Thursday, December 12, 2013

Locke Argues Against Innate Ideas

Locke in his first essay is concerned with statements of fact, and ideas. Statements of fact are also called principles. Ideas on the other hand are things that we have names for. Locke is against the possible existence of innate ideas. Locke’s objections proceed as follows: Firstly, if there were innate ideas, then everyone would assent to them; secondly, there are no principles that everyone assents to, and so thirdly, there are therefore no innate ideas. To further buttress his point, he mentions children and shows how they are born with empty-slate minds, knowing nothing without deriving it from experience first. He also shows that some of the ideas which we might call innate are actually so complex that they need to be analyzed first to be believed. In all his argumentation, Locke repeatedly appeals to the principles of non-contradiction and identity. 

An objection to Locke’s view is that we do not have innate ideas per se, but only innate capacities with which to conceive of innate ideas. Locke rubbishes this view because, if that were the case, then everything we could know would be innate because our capacities are the very ways by which we cogitate and come to know anything at all. For Leibniz, we have an inherent disposition to know and we can come to know things through introspection. In Leibniz’s view, even though experience is important in coming to know things, it is not our basis for actually knowing them. In his view, we can never depend solely on experience in our knowledge of reality, because particular representations of universal realities are limited in number. 

The underpinning consequently of substantial (epistemological) knowledge or truth must be the mind. For Kant, the categories form the epistemological molds by which we have innate appreciation of reality. Recall in this regard what St. Augustine would say: Who in his right mind would send his son to school to learn what the teacher thinks? It is only when the student realizes within himself that truths have been expressed that he comes to believe. In other words, like Leibniz, Augustine is apparently saying that experience alone is not sufficient for knowledge. Locke in any case is arguing for empiricism, and so he grinds the gears of rationalists. He distinguishes between simple and complex ideas; as well as primary and secondary qualities. He also, inter alia, talks about personal identity. His attack on innate ideas is called an attack on nativism. Either by sensation or reflection for Locke, every idea is obtained via experience and nowhere else. Locke is epistemologically conservative.

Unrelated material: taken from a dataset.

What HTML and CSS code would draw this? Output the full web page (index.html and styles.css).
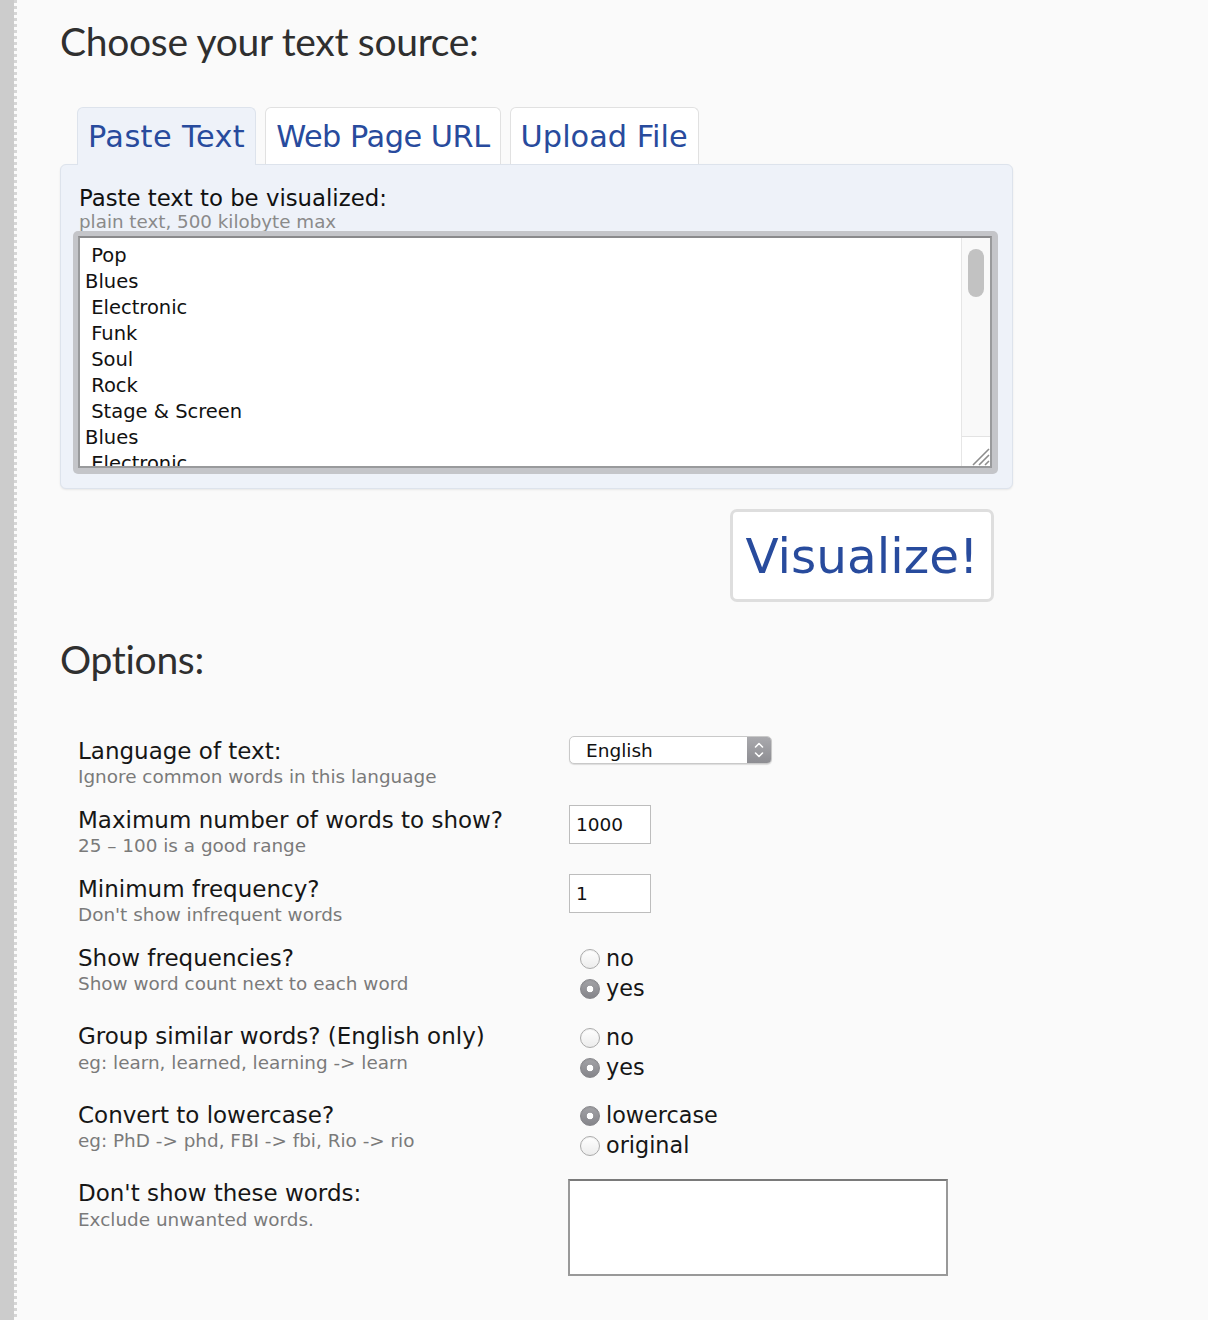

One of the objections Locke is interested in quelling is the supposed possibility that a child or an idiot can have ideas that they are unaware of. For Locke, it is a contradiction in terms to be both knowledgeable and ignorant at the same time. It is a manifest repugnance to the principle of non-contradiction, which he depends upon in the defense of his ideas. Hence, for Locke, ideas cannot be unconsciously imprinted in the minds of babies before they are born. Another objection Locke seeks to quell is that we get to discover innate ideas by the power of reason. For Locke, we cannot be sure of this, because we cannot effectively distinguish between the truths that come to us later, and those that we suppose are innate, albeit all supposedly obtained via the exercise of reason.

I think that a possible weakness of Locke’s argument is to ground innate ideas on universal assent. Can there not be innate ideas that are not necessarily shared by everyone, perhaps a worldview dependent on a demographic orientation? Besides, babies are unable to communicate and so it is impossible tell for sure if they have ideas or not. Notice in any case that Locke’s views remain in sharp contrast with the views of the rationalists. Where Descartes and other rationalists would distrust the knowledge sourced via the senses, Locke seems to be affording this sort of knowledge a pride of place. As far back of Plato, the dichotomy of body (sensation) and spirit (rationality) has been clearly enunciated. Descartes and Berkeley (an idealist) side with Plato, where Locke would more easily tolerate Aristotle’s views than theirs.